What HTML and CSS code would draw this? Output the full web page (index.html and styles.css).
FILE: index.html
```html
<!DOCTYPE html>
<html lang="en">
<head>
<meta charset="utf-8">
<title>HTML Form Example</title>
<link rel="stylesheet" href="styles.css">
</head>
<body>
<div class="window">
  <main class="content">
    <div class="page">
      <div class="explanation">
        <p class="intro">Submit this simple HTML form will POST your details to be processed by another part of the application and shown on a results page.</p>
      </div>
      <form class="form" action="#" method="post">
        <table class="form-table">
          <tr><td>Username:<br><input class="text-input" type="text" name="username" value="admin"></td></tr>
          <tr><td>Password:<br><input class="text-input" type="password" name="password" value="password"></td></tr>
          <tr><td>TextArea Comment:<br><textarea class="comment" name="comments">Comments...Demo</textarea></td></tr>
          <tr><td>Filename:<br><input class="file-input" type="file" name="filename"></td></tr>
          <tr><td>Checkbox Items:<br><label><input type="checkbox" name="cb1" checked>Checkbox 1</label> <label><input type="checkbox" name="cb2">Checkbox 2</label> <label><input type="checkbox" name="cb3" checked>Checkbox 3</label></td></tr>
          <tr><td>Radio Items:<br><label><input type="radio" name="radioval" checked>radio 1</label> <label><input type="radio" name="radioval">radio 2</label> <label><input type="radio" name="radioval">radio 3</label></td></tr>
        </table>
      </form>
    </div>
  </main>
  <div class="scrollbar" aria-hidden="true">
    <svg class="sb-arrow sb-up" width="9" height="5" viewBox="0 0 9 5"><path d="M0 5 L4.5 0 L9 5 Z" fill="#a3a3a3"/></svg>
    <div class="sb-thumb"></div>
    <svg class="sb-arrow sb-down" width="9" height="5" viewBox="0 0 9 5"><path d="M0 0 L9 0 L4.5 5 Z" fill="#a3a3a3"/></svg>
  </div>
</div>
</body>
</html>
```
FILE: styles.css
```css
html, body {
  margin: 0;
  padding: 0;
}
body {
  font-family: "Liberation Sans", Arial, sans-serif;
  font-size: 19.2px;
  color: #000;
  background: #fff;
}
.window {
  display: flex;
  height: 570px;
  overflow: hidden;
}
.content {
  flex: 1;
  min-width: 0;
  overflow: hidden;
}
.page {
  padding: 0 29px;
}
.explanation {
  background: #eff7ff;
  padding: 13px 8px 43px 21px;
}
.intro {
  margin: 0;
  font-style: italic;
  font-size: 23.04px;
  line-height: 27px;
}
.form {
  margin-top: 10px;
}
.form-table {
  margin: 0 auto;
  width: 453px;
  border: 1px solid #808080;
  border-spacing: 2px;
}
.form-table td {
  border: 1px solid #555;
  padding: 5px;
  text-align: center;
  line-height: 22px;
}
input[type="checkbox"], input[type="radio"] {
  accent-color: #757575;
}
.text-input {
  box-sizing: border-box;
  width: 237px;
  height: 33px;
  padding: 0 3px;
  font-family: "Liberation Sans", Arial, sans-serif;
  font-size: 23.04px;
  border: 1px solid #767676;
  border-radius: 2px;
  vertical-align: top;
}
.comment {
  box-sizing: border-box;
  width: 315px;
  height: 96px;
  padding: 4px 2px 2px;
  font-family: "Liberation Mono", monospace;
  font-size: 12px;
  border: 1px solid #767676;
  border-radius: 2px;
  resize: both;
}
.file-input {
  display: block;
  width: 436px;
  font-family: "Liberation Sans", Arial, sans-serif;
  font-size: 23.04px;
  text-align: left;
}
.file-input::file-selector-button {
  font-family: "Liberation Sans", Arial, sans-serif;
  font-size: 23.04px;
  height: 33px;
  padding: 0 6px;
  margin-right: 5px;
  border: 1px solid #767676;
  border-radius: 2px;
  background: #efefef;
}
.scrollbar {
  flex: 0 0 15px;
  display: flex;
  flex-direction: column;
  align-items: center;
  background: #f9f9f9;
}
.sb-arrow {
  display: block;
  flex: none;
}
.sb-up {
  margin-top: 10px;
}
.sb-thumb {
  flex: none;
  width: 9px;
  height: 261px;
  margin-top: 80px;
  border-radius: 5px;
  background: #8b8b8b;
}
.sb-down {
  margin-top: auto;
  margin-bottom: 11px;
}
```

□ □ □ □ □ □ □

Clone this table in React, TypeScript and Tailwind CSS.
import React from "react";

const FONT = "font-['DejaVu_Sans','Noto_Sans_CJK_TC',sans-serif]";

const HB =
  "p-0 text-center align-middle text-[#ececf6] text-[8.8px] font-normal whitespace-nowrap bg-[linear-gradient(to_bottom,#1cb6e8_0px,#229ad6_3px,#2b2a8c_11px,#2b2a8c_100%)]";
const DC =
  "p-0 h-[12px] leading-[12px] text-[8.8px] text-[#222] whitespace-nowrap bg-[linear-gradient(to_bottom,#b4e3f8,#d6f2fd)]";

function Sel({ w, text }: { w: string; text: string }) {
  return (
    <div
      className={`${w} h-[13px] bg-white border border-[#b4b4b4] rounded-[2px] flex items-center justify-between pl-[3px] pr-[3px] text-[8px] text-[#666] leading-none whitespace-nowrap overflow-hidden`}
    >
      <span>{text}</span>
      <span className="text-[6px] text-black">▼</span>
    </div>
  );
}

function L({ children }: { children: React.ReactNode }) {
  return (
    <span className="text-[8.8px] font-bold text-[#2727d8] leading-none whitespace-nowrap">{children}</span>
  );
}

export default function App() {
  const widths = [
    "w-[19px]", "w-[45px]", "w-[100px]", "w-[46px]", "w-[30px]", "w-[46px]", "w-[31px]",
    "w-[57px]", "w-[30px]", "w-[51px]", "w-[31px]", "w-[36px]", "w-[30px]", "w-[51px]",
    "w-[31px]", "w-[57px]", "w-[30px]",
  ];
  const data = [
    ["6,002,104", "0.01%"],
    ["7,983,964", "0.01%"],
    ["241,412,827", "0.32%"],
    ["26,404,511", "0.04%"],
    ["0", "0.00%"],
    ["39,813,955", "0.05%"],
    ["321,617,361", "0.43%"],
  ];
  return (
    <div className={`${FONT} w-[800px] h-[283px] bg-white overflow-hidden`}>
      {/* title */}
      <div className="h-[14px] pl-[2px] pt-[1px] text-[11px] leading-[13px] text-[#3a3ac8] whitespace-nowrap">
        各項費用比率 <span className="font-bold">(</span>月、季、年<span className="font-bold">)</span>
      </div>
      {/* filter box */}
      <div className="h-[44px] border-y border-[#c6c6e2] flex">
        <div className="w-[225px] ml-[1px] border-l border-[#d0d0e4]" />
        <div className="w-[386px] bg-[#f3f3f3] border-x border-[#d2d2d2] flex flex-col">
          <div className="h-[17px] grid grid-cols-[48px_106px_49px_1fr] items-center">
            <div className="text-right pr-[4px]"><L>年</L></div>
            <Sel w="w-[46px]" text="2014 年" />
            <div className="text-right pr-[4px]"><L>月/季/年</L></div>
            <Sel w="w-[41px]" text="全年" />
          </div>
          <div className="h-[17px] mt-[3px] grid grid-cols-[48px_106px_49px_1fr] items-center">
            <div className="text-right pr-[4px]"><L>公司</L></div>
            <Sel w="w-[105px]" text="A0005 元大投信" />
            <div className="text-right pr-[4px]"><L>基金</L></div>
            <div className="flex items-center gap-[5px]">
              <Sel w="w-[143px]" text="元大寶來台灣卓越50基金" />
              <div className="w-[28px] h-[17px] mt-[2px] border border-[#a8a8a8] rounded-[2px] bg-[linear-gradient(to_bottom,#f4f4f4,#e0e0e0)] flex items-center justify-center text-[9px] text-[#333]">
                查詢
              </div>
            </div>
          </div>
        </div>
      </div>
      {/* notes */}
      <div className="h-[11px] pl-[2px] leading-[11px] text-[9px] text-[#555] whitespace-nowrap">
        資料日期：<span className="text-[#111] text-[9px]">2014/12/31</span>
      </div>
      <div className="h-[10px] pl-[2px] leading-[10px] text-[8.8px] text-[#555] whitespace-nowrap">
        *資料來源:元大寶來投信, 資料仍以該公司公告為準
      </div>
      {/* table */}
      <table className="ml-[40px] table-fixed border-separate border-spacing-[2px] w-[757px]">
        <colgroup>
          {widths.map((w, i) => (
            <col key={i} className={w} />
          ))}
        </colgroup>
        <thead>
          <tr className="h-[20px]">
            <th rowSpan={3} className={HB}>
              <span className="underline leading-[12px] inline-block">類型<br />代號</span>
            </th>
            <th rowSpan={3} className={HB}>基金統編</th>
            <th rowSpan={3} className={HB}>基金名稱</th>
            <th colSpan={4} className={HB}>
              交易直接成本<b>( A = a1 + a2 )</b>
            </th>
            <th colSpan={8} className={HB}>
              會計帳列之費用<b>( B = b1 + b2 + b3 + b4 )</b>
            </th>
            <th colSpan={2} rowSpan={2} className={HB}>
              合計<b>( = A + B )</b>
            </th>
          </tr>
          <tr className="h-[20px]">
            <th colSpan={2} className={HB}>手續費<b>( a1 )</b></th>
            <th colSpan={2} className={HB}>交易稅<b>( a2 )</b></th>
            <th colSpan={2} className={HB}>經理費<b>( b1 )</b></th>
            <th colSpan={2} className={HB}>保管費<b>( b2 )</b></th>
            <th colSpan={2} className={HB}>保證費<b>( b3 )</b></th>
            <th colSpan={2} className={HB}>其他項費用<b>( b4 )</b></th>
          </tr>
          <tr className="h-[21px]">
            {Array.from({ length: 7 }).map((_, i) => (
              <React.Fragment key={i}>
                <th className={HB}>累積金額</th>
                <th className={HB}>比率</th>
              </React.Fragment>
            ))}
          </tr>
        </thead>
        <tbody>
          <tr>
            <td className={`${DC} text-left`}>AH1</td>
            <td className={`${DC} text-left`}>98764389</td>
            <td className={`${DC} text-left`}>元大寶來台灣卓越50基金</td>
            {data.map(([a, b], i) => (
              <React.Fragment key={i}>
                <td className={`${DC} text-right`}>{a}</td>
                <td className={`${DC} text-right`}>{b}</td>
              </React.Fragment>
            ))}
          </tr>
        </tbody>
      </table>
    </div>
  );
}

□ □ □ □ □ □ □

**Task**
On how many lines does the word "table" appear? Answer with only the number.

**Exercise result**
8